Go through the entries below and pick out every line with "that".

══ RECORDS

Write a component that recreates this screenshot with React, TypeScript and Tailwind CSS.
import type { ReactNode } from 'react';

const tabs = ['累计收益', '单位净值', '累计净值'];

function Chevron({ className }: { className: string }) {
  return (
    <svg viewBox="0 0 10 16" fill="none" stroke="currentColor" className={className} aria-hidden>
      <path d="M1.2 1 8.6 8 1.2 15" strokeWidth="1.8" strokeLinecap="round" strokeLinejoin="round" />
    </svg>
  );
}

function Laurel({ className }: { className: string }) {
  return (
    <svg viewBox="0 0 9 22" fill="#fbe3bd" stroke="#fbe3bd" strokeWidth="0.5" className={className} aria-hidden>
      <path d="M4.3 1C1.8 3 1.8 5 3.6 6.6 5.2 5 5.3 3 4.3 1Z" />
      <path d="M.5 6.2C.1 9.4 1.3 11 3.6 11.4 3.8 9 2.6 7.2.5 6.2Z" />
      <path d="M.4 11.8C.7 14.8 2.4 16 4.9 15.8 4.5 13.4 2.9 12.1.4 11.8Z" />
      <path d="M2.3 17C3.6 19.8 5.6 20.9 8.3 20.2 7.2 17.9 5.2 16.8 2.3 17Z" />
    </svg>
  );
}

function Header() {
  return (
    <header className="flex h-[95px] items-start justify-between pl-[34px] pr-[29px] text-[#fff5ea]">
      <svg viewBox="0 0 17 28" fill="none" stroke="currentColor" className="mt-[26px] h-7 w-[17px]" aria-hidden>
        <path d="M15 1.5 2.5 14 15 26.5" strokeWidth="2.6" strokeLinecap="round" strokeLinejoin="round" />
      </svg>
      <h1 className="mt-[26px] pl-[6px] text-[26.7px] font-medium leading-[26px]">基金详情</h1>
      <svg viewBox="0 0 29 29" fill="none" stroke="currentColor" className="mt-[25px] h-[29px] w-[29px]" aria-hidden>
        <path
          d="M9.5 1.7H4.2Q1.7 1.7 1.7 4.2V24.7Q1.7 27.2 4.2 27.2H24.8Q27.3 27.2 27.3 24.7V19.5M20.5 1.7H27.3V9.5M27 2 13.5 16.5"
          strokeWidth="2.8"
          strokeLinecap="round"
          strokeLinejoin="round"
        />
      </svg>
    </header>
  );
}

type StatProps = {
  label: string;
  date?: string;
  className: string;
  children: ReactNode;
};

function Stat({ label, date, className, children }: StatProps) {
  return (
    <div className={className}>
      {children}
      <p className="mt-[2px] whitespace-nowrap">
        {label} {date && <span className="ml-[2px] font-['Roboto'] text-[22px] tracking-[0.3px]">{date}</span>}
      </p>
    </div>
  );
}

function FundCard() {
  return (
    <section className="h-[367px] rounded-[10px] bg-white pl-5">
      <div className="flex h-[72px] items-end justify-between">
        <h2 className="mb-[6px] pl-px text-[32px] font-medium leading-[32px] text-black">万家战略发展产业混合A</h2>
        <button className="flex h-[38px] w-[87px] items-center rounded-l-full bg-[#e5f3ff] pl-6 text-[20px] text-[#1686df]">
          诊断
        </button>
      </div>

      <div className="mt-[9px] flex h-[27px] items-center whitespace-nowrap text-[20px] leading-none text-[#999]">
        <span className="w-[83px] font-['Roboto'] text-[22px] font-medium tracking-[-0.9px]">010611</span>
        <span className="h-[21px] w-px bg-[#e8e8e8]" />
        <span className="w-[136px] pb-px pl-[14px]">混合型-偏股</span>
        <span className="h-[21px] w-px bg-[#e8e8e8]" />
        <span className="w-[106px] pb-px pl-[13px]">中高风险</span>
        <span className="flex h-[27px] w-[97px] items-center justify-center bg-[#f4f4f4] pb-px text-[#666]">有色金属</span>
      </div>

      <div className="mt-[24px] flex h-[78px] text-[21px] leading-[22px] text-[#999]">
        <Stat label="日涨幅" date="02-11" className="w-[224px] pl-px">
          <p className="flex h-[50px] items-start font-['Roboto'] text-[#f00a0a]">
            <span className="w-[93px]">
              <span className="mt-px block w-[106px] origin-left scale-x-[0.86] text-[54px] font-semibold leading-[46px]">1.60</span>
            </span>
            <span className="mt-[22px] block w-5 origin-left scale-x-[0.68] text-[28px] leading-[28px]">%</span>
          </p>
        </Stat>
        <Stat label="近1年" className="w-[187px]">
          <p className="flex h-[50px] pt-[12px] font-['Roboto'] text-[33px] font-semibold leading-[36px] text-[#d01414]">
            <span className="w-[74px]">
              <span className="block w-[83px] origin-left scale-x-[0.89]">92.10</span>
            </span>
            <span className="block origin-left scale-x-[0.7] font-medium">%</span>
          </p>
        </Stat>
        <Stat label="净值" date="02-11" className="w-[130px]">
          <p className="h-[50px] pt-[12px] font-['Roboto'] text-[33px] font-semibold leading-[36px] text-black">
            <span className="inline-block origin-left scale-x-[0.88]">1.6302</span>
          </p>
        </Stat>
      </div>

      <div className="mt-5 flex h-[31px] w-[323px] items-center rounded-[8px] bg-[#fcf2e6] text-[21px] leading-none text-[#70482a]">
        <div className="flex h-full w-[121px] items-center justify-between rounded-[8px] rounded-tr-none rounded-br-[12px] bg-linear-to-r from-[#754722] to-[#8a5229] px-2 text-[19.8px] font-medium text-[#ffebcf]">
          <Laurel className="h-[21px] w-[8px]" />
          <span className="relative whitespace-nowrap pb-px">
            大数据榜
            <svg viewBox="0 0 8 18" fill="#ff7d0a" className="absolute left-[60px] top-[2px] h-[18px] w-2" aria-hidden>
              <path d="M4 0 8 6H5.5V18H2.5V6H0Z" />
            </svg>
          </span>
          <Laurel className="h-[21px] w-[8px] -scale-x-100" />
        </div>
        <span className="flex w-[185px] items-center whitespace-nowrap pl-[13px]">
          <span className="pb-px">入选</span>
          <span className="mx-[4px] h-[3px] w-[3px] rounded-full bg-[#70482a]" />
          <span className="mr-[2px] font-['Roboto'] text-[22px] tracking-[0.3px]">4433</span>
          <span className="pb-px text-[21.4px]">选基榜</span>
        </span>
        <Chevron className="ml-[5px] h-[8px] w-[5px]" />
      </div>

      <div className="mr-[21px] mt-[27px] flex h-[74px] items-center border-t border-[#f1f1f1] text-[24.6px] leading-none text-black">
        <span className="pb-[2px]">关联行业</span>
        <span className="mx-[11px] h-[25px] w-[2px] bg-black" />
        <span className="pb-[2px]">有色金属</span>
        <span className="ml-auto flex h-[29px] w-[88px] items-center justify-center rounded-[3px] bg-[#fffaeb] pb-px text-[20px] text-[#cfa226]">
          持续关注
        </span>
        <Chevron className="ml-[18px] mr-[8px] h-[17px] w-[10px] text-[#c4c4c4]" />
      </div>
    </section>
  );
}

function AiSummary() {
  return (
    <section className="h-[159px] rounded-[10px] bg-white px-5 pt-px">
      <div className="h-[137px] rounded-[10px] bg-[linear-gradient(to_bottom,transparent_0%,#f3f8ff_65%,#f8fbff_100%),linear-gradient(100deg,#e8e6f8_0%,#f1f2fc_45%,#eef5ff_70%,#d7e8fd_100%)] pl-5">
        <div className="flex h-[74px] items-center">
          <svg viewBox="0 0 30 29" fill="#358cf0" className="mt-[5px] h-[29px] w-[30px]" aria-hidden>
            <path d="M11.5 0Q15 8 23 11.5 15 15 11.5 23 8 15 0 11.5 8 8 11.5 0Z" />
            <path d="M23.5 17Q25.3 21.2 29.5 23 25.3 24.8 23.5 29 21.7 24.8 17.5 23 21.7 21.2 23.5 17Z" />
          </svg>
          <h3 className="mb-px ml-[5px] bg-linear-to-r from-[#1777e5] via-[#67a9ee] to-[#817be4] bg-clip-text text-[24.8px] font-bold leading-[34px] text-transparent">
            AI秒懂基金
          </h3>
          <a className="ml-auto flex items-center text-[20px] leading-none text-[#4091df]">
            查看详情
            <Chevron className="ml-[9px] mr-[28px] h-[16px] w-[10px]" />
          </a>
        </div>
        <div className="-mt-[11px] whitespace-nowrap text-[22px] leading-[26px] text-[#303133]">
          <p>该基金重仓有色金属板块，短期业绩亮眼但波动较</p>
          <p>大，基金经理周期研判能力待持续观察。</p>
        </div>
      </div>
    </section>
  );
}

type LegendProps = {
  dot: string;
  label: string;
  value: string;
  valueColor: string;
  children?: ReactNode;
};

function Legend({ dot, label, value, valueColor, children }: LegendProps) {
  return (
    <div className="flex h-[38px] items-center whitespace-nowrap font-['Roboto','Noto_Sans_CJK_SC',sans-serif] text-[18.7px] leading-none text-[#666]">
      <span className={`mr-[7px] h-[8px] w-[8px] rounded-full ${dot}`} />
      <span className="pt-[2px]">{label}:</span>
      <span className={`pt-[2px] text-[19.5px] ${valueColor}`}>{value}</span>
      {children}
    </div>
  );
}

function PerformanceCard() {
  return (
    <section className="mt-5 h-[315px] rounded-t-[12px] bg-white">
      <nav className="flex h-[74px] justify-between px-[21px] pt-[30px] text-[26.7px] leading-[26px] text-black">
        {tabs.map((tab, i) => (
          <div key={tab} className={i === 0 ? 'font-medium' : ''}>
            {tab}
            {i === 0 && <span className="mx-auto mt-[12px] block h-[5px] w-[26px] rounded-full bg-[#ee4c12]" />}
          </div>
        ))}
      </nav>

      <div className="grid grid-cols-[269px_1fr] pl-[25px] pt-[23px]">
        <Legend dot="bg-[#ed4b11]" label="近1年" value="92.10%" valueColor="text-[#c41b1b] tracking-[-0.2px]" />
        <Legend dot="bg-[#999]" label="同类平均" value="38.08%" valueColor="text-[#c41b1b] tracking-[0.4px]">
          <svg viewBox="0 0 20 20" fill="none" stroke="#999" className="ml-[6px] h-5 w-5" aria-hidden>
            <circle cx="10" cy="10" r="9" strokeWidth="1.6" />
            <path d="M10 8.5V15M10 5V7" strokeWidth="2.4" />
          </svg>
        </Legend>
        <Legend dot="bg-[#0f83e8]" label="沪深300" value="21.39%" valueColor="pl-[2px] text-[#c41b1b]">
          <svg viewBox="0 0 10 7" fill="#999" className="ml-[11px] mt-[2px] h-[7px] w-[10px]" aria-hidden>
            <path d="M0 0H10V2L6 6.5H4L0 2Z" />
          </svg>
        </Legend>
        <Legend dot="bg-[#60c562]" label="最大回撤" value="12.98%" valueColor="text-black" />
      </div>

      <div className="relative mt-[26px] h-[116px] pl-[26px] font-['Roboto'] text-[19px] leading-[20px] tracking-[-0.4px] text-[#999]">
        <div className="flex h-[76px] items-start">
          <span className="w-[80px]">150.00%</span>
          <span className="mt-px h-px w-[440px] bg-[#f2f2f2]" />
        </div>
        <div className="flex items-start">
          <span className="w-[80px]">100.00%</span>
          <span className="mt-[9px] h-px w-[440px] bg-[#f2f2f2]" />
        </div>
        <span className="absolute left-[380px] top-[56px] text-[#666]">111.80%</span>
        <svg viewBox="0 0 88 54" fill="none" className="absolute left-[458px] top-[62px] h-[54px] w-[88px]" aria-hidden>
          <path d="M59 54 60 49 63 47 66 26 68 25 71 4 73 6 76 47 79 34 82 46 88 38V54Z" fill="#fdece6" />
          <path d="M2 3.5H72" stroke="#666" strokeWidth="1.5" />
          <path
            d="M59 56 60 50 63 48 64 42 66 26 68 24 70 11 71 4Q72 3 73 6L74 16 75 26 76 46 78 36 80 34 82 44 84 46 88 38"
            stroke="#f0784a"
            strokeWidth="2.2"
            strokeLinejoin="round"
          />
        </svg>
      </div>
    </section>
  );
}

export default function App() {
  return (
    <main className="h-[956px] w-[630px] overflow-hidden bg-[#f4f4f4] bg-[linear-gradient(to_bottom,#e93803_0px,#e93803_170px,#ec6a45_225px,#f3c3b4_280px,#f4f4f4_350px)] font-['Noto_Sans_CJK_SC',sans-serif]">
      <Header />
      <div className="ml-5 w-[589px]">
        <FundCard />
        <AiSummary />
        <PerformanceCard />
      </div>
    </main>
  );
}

════
══ RECORDS

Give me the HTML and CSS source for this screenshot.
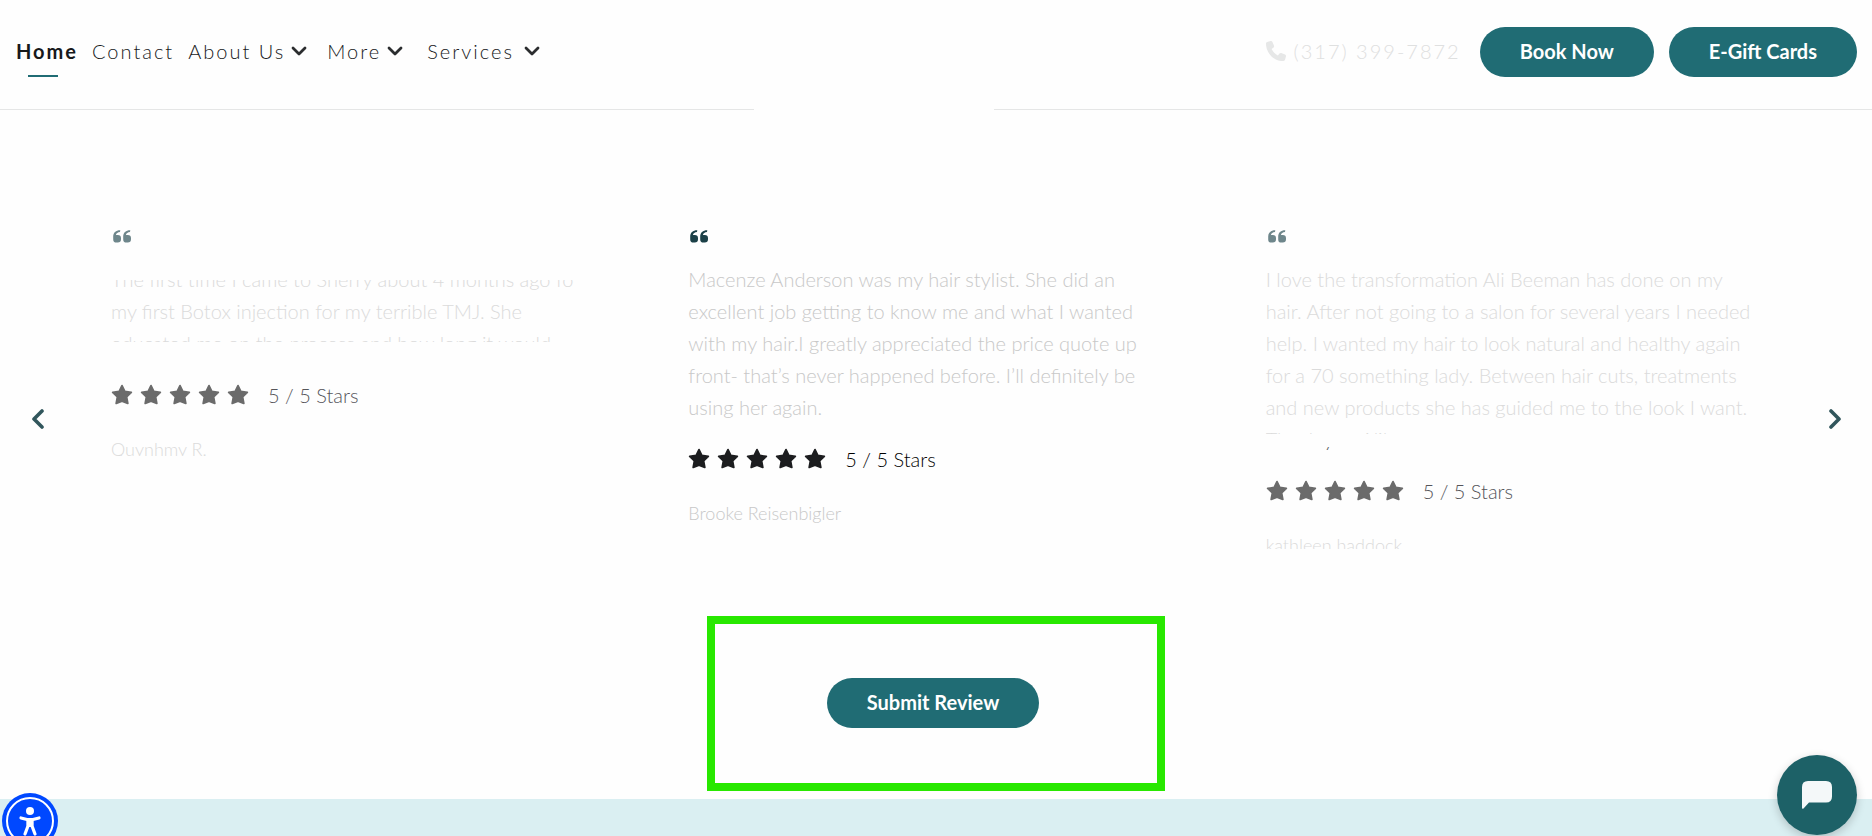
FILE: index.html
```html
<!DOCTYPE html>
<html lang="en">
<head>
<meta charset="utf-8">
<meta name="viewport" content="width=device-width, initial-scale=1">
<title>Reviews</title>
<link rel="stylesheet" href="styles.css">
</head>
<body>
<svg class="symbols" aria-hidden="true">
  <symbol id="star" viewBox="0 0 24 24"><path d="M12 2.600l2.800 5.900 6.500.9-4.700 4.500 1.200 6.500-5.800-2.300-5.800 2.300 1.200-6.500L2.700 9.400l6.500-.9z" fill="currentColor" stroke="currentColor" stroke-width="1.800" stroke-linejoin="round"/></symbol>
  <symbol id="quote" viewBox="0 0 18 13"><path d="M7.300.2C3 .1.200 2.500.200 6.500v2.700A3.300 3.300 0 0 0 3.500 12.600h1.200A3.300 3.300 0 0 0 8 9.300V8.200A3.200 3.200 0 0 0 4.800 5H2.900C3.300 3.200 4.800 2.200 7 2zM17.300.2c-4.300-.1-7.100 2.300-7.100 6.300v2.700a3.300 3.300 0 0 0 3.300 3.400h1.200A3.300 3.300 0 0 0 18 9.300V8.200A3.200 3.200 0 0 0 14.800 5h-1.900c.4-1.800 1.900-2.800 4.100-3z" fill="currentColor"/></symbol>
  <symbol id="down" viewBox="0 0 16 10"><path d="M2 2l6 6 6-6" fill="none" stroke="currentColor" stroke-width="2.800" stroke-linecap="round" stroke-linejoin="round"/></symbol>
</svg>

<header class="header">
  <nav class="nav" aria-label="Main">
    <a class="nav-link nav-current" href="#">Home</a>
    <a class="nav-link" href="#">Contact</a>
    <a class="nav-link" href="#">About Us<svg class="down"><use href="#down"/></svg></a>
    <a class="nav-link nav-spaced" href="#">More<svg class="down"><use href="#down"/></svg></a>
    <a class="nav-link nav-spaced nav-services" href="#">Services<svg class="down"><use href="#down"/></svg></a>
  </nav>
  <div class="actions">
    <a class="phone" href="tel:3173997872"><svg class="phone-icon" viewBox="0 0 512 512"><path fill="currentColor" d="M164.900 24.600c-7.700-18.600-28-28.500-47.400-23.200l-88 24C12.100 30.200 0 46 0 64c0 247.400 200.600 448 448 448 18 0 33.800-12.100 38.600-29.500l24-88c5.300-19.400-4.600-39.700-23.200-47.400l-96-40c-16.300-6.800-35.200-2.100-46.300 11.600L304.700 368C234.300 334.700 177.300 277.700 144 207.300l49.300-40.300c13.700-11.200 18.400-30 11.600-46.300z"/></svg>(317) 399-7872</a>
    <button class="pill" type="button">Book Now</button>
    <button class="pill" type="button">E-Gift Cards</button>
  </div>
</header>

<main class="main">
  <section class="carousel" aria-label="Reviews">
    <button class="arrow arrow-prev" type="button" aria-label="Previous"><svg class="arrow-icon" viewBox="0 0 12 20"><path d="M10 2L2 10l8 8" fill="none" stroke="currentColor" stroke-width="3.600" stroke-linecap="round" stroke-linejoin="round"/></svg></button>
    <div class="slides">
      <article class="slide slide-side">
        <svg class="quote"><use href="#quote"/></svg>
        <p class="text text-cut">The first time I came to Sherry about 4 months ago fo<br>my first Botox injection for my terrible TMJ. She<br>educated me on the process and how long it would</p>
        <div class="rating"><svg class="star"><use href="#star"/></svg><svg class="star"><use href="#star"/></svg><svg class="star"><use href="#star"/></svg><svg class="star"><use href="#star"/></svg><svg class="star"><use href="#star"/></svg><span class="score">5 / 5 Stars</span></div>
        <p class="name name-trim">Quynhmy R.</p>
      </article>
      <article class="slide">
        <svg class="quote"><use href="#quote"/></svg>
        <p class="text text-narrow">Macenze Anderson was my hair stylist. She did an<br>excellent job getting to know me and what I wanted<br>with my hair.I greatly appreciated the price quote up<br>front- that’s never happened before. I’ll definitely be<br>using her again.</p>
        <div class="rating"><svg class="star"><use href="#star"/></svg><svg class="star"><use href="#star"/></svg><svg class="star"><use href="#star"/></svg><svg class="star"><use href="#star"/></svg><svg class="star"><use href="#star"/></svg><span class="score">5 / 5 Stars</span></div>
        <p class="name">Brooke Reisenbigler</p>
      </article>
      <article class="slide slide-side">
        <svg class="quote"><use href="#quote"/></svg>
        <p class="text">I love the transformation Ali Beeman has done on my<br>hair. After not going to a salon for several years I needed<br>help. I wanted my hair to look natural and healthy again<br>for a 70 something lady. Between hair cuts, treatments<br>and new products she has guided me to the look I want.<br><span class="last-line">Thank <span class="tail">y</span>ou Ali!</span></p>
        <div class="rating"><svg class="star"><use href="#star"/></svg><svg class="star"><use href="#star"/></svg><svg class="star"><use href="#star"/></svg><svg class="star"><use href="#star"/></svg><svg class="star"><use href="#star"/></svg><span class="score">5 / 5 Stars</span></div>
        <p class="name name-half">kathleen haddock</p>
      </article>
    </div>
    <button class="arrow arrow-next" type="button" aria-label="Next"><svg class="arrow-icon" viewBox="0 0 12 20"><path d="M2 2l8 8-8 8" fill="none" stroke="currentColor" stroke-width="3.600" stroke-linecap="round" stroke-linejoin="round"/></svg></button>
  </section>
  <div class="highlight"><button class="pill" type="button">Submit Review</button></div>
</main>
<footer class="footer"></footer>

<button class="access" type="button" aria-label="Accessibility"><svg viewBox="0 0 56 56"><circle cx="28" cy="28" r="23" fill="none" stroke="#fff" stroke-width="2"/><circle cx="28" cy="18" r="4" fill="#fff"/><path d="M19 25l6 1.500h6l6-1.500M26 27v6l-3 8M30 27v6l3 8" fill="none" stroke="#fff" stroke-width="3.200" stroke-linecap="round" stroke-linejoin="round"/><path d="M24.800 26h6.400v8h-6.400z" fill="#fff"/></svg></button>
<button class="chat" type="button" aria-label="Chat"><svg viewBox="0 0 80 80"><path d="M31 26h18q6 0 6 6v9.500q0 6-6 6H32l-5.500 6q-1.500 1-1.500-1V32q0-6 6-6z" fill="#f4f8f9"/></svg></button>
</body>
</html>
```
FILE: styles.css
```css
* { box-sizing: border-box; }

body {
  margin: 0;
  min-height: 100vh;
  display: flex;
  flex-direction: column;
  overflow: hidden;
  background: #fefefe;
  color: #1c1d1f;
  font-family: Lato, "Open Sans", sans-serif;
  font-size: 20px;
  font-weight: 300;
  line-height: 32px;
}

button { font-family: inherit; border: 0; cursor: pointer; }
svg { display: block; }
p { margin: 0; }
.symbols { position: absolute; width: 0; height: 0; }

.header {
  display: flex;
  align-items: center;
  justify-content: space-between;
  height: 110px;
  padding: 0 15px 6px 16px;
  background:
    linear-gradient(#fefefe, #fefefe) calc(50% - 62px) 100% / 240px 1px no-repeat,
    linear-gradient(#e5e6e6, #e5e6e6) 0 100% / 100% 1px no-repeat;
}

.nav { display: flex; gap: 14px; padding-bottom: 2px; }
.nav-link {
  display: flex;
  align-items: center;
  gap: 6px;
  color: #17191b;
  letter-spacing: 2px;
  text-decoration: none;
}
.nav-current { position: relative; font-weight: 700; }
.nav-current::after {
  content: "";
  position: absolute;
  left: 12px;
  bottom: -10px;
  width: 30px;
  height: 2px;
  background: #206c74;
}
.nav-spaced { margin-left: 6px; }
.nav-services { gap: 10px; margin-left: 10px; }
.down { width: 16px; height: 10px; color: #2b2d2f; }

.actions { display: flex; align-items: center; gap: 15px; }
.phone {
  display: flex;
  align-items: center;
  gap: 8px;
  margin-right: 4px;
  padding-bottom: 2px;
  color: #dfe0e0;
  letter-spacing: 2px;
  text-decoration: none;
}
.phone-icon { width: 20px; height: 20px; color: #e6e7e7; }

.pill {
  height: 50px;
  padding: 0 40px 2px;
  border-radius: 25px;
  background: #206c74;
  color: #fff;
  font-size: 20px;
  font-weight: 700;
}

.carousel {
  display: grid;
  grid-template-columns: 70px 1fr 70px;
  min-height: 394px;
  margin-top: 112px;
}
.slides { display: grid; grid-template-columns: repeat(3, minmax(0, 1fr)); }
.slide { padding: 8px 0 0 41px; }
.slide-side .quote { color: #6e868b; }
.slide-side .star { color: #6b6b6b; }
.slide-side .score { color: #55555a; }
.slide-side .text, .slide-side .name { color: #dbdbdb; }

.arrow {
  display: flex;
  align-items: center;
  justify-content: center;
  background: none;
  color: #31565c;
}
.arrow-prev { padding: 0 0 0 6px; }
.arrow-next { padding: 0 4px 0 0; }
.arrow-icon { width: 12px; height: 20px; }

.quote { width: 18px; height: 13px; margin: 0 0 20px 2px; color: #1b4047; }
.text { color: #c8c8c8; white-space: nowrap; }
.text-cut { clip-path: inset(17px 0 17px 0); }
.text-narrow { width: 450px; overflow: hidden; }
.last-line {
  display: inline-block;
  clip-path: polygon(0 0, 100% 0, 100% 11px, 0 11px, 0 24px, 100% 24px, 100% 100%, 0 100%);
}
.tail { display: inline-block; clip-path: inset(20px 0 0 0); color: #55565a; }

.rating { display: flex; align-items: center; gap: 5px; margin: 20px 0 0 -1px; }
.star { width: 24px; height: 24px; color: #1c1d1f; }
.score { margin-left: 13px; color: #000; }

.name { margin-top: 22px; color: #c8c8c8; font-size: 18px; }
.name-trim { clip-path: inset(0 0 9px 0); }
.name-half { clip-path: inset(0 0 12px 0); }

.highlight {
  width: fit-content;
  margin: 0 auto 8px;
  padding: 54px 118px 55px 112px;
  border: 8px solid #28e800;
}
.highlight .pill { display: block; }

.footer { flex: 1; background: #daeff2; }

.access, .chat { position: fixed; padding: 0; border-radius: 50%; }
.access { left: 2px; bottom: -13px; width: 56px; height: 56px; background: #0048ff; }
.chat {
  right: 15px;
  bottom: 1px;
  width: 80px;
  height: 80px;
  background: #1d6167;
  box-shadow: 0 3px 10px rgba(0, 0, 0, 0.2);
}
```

════

→ IN RESPONSE:
Write a component that recreates this screenshot with React, TypeScript and Tailwind CSS.
        <p class="text text-narrow">Macenze Anderson was my hair stylist. She did an<br>excellent job getting to know me and what I wanted<br>with my hair.I greatly appreciated the price quote up<br>front- that’s never happened before. I’ll definitely be<br>using her again.</p>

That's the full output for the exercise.